顺便说,我个人认为,法学的学科划分不必那么清楚,不必界线分明,更不要形成各自坚守的“地盘”。现在,我比较喜欢“刑事司法”这个专业名称,因为它具有跨学科的性质,符合刑事法学一体化的发展趋向。刑事司法学科可以包括犯罪学、犯罪侦查学、刑事证据学、刑事诉讼法学、刑法学和监狱学等。我国的法学教育和学术研究具有较强的“领地”色彩,学者的专业划分相当明确。但是,司法实务并没有这么明确的学科划分,司法实务人员也不能局限于狭窄的学科。例如,侦查人员、检察人员、审判人员以及律师,在实践中就都要综合运用刑法、刑诉法、证据法的专业知识。因此,刑事司法更能适应司法实践的需要。以前在法学院讨论改革的时候,我曾经提出过取消教研室的建议。这可以促进跨学科的教学科研,更有利于人大法学院的发展。

  Q3:

对于现在中国证据法学的研究发展,您有什么回顾、展望和评价吗?

ANSWER

我认为,证据法学的学科发展趋势应该是更加科学化。20世纪80年代和90年代,我国学者对证据问题的研究是比较粗浅的,那时还叫“证据学”。当时的教科书主要讲述证据的概念和属性,以及各种证据的审查评断。新世纪开始,我国学者的研究开始转向证据规则,包括证据的采纳规则、证据的审查认定规则、以及证明责任和证明标准的规则等。这是从证据研究向证据法研究的转向。在各种学术著作中,学者们一般也就用“证据法学”代替了“证据学”。

在过去十几年,新的科学技术的高速发展给证据法学研究提供了新的机遇和挑战。计算机技术、互联网技术、大数据分析技术、电子数据分析技术以及人工智能技术等,都给司法证明提出了新的问题,也提供了新的工具。因此,证据法学的研究必须适应这种新的发展趋势,而这就是更加科学化的发展趋势。我们必须紧跟科学技术的发展,不断提升这个学科的科学品级。从这个意义上讲,这个学科的名称大概又要回归“证据学”了,或者像有些学者习惯使用的“证据科学”。从“证据学”到“证据法学”,再从“证据法学”回到“证据学”,这大概也能体现我国这个学科研究的发展轨迹。

其实,我们在英美法系国家这个学科名称的使用中也能看到类似的轨迹。例如,在18世纪以前,英美法系的学者多使用“证据(学)”(Evidence)的概念,而19世纪的学者多使用“证据法”(the law of evidence)的概念,但是20世纪以来,很多学者又重新使用“证据(学)”的概念。例如,美国法学院开设的这门课程的名称一般就是“证据(学)”(Evidence),而世界著名的学科期刊的名称是《证据和证明国际学刊》(International Journal of evidence and Proof)。
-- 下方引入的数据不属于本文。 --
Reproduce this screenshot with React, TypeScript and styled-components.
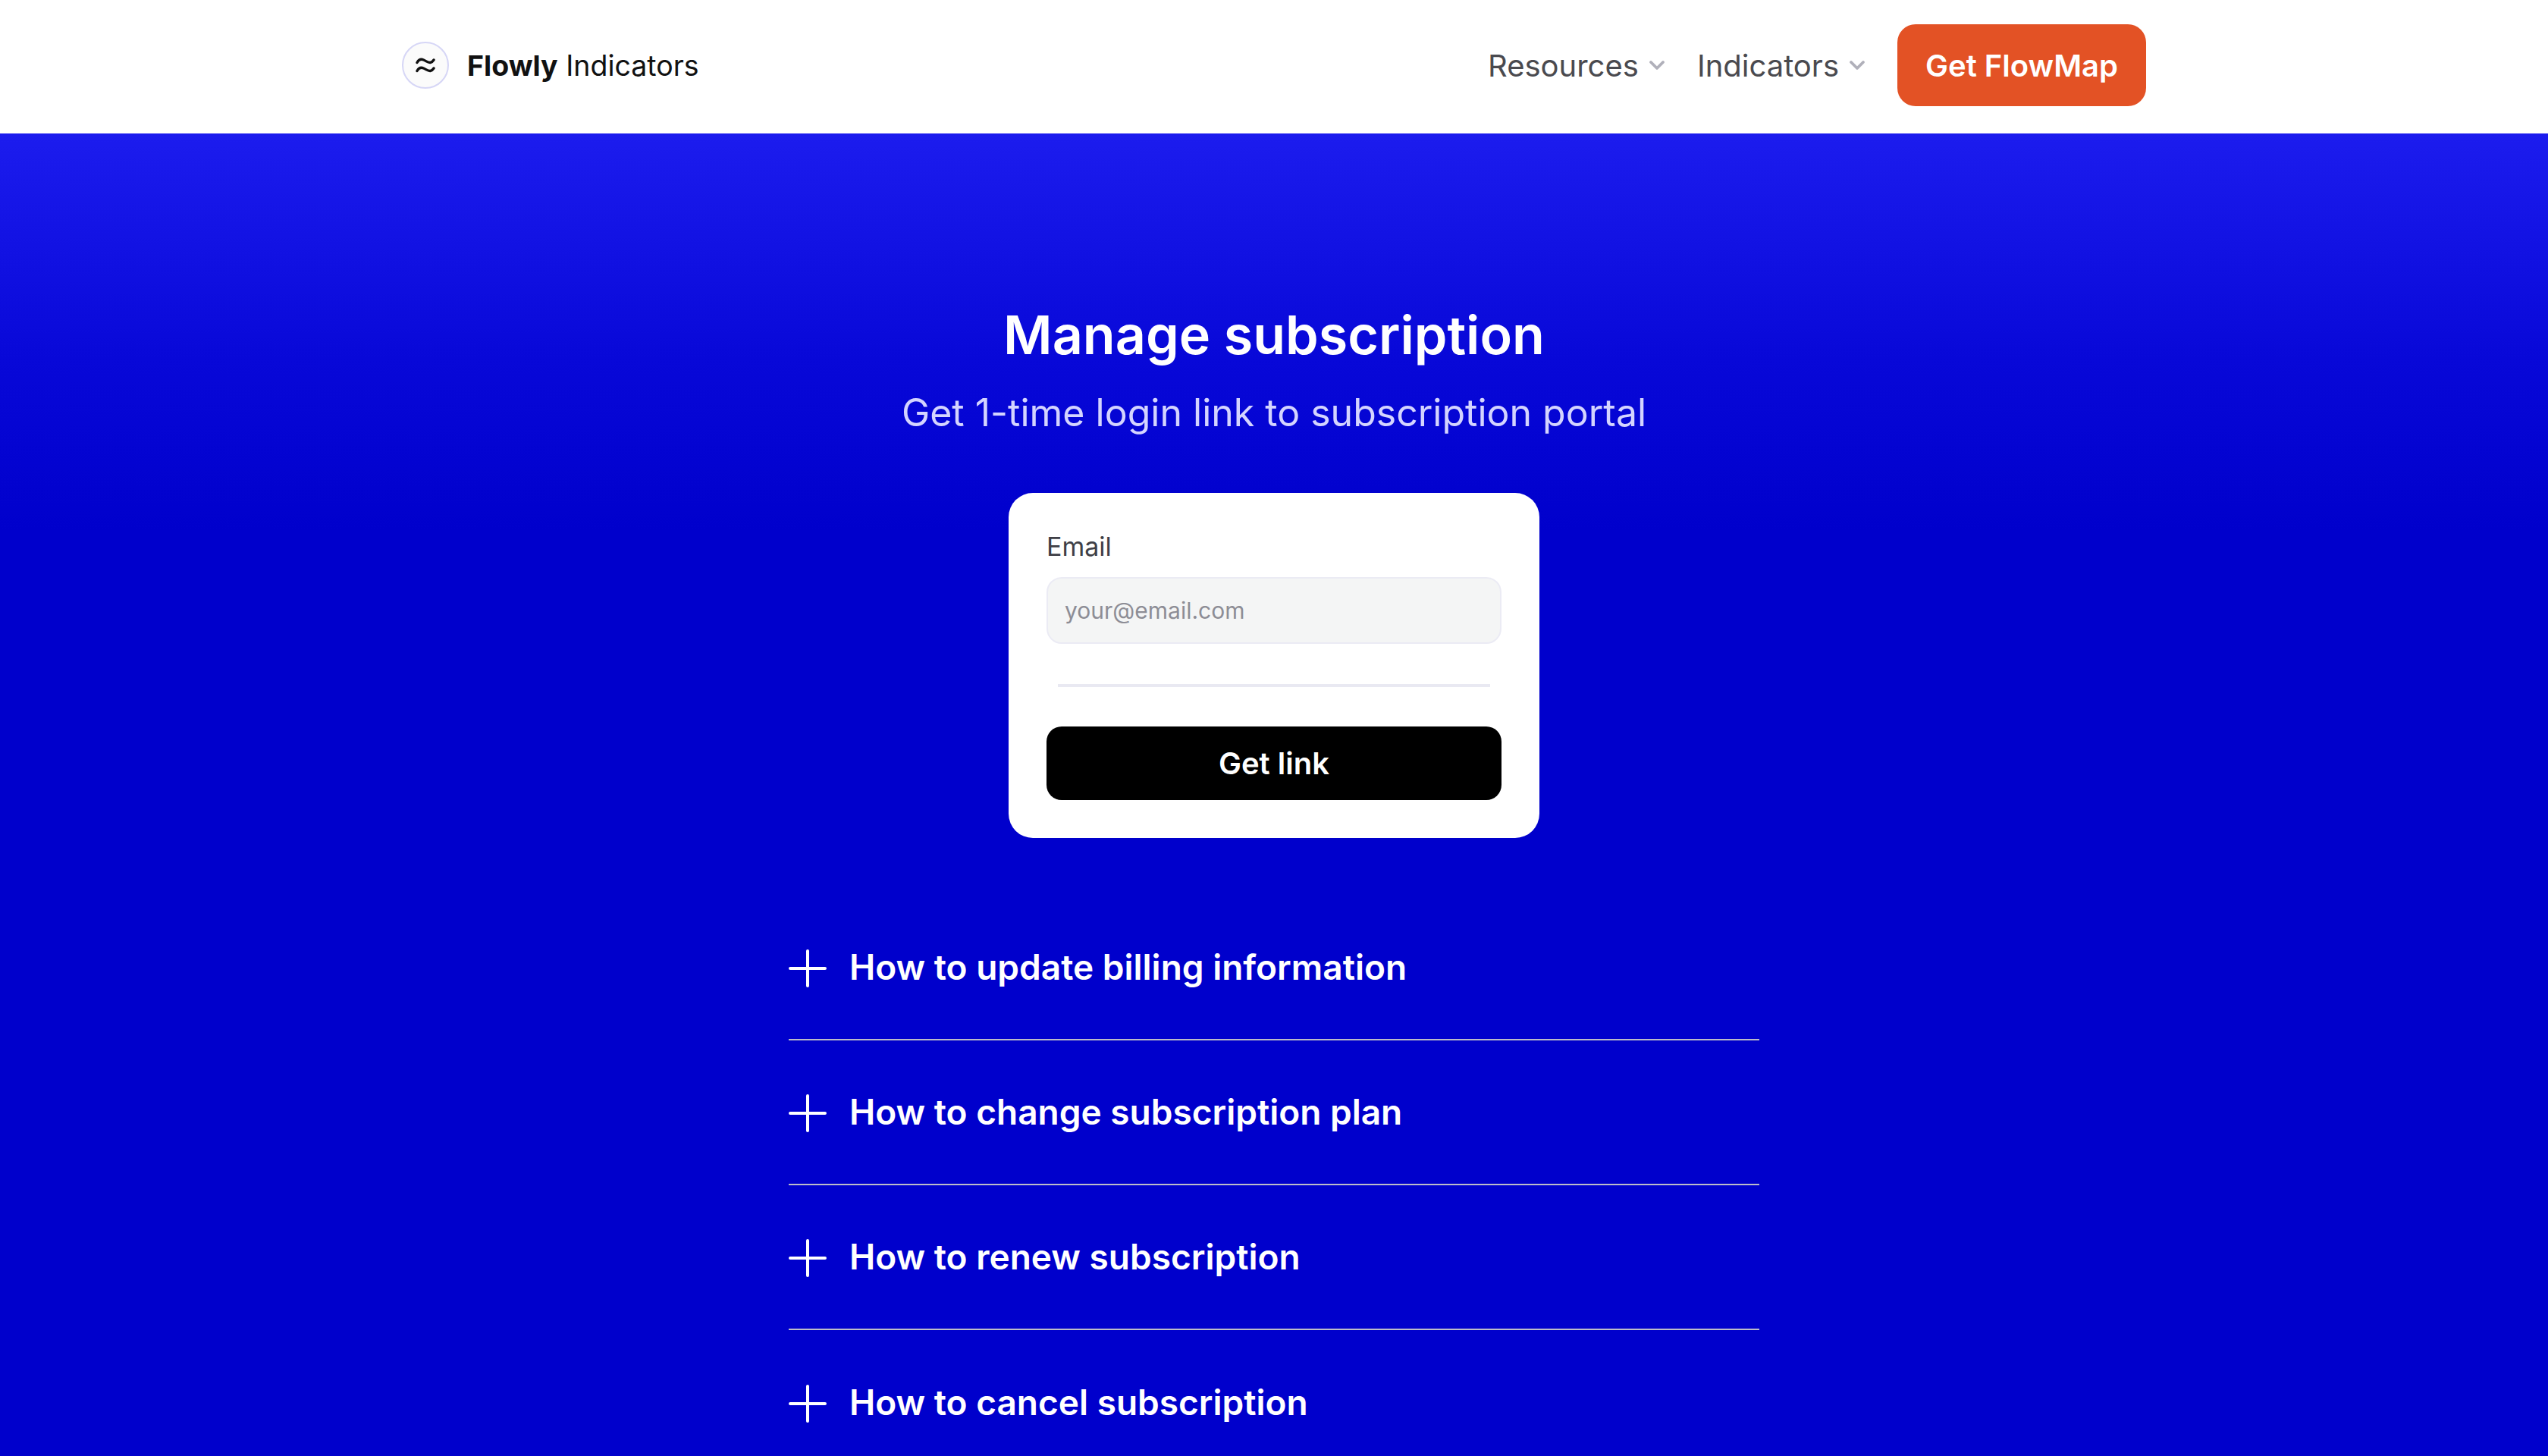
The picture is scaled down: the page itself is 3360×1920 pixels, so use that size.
import * as React from "react";
import styled, { createGlobalStyle } from "styled-components";
import { ChevronDown } from "lucide-react";

const faqs = [
  "How to update billing information",
  "How to change subscription plan",
  "How to renew subscription",
  "How to cancel subscription",
];

const App: React.FC = () => (
  <Page>
    <GlobalStyle />
    <Nav>
      <Brand>
        <LogoMark>
          <svg width="26" height="22" viewBox="0 0 26 22" fill="none" stroke="#111" strokeWidth="3.4" strokeLinecap="round">
            <path d="M2 7.5C4 4 7 2.5 10.5 4s6 4 9 3.5c2-.3 3.5-2 4.5-3.5" />
            <path d="M2 18.5c2-3.5 5-5 8.5-3.5s6 4 9 3.5c2-.3 3.5-2 4.5-3.5" />
          </svg>
        </LogoMark>
        <BrandText>
          <strong>Flowly</strong> Indicators
        </BrandText>
      </Brand>
      <NavLinks>
        <NavLink>
          Resources <ChevronDown size={32} strokeWidth={2.9} color="#b0b0ba" />
        </NavLink>
        <NavLink>
          Indicators <ChevronDown size={32} strokeWidth={2.9} color="#b0b0ba" />
        </NavLink>
        <CtaButton>Get FlowMap</CtaButton>
      </NavLinks>
    </Nav>
    <Hero>
      <Title>Manage subscription</Title>
      <Subtitle>Get 1-time login link to subscription portal</Subtitle>
      <Card>
        <Label>Email</Label>
        <EmailInput placeholder="your@email.com" readOnly />
        <Divider />
        <SubmitButton>Get link</SubmitButton>
      </Card>
      <FaqList>
        {faqs.map((q) => (
          <FaqRow key={q}>
            <PlusIcon viewBox="0 0 50 50">
              <path d="M25 2v46M2 25h46" />
            </PlusIcon>
            <FaqText>{q}</FaqText>
          </FaqRow>
        ))}
      </FaqList>
    </Hero>
  </Page>
);

export default App;

const GlobalStyle = createGlobalStyle`
  html, body {
    margin: 0;
    height: 100%;
    overflow: hidden;
    background: #0000cc;
  }
  body {
    font-family: Inter, "Liberation Sans", sans-serif;
  }
`;

const Page = styled.div`
  height: 1920px;
  overflow: hidden;
`;

const Nav = styled.header`
  height: 176px;
  box-sizing: border-box;
  padding: 0 530px 4px;
  background: #fff;
  display: flex;
  align-items: center;
  justify-content: space-between;
`;

const Brand = styled.div`
  display: flex;
  align-items: center;
  gap: 24px;
`;

const LogoMark = styled.div`
  width: 62px;
  height: 62px;
  box-sizing: border-box;
  border: 2px solid #d6d6f6;
  border-radius: 50%;
  background: #fbfbfb;
  display: flex;
  align-items: center;
  justify-content: center;
`;

const BrandText = styled.span`
  font-size: 37.5px;
  color: #111;
  strong {
    font-weight: 700;
  }
`;

const NavLinks = styled.nav`
  display: flex;
  align-items: center;
`;

const NavLink = styled.a`
  display: flex;
  align-items: center;
  gap: 8px;
  margin-right: 37px;
  font-size: 40px;
  color: #4a4a4f;
`;

const CtaButton = styled.button`
  width: 328px;
  height: 108px;
  border: 0;
  border-radius: 24px;
  background: #e35225;
  color: #fff;
  font-family: inherit;
  font-size: 40px;
  font-weight: 600;
`;

const Hero = styled.main`
  height: 1744px;
  background: linear-gradient(180deg, #1c1cee 0%, #0808d8 17%, #0000cc 30%);
  display: flex;
  flex-direction: column;
  align-items: center;
  padding-top: 220px;
  box-sizing: border-box;
`;

const Title = styled.h1`
  margin: 0;
  font-size: 70px;
  line-height: 92px;
  font-weight: 600;
  color: #fff;
`;

const Subtitle = styled.p`
  margin: 16px 0 0;
  font-size: 50px;
  line-height: 80px;
  color: #d4d4ff;
`;

const Card = styled.form`
  width: 700px;
  height: 455px;
  box-sizing: border-box;
  margin-top: 66px;
  padding: 49px 50px 50px;
  border-radius: 32px;
  background: #fff;
  display: flex;
  flex-direction: column;
`;

const Label = styled.label`
  font-size: 34px;
  line-height: 44px;
  font-weight: 400;
  color: #3f3f46;
  margin-bottom: 18px;
`;

const EmailInput = styled.input`
  height: 88px;
  box-sizing: border-box;
  padding: 0 22px;
  border: 2px solid #ebebf4;
  border-radius: 20px;
  background: #f4f5f5;
  font-family: inherit;
  font-size: 30px;
  &::placeholder {
    color: #8d8d95;
  }
`;

const Divider = styled.hr`
  width: 570px;
  height: 4px;
  margin: 53px auto 52px;
  border: 0;
  background: #e9e9f2;
`;

const SubmitButton = styled.button`
  height: 98px;
  border: 0;
  border-radius: 20px;
  background: #000;
  color: #fff;
  font-family: inherit;
  font-size: 40px;
  font-weight: 600;
`;

const FaqList = styled.div`
  width: 1280px;
  margin-top: 76px;
`;

const FaqRow = styled.div`
  height: 191px;
  box-sizing: border-box;
  display: flex;
  align-items: center;
  gap: 30px;
  padding-bottom: 2px;
  border-bottom: 2px solid #bcbcc8;
  &:last-child {
    border-bottom: 0;
  }
`;

const PlusIcon = styled.svg`
  width: 50px;
  height: 50px;
  margin-top: 4px;
  stroke: #fff;
  stroke-width: 4;
  stroke-linecap: round;
`;

const FaqText = styled.span`
  font-size: 46px;
  font-weight: 600;
  color: #fff;
`;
当然,学科名称就是一种语言使用的习惯,我们不必改来改去,但是这背后确实隐含了学科发展的轨迹和趋势。

  Q4:

特别感谢何老师,证据法学科的发展不光是应运而生,还是因时而变的一种发展的过程。我们还有一个小的问题,能否请您对《人大法律评论》进行一个评价或者寄语?

ANSWER

我觉得,学生办刊物是一件很好的事情。大概在30年前,我到美国的西北大学法学院留学,得知法学院的学术刊物是由学生主编的,感觉很新奇。这可不是学生们自己写文章、自己编辑出版的内部刊物,而是正规的法学期刊,有些还是顶级的法学期刊。那些论文都是法学教授写的,然后由学生编辑审稿。这等于是学生审老师的文稿,由学生决定老师的论文能不能发表。这确实让我耳目一新。当时,我国的学术刊物比较少,一般都是由学者编辑的,而主编一定是该学科领域的资深学者,或者是很有影响力的学者。
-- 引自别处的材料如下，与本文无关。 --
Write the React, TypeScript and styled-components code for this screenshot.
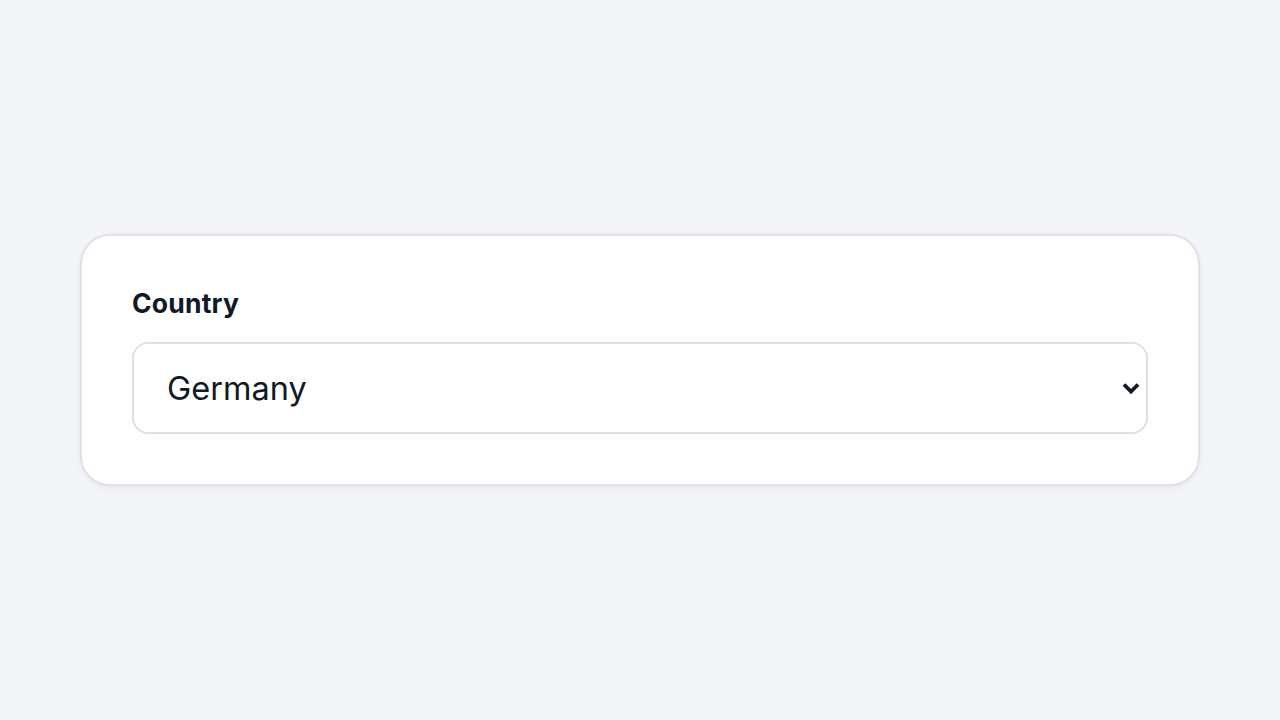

我觉得,学生编辑学术期刊很有好处,特别是在法学领域。对法律人来说,思考问题,研究问题,撰写文章,都属于基本技能,因此让学生来编辑学术刊物是很好的专业训练。不过,目前国内对学术论文的评价过度依赖于期刊的等级。《人大法律评论》好像还不是法学核心期刊,很多教授大概都不愿意把论文投给这样的学刊。因此,你们的工作难度还是挺大的。我希望,你们能够不断努力,把《人大法律评论》做成一个优秀的学刊,创立你们自己的品牌,扩大你们的影响力。总之,我祝愿你们越做越好!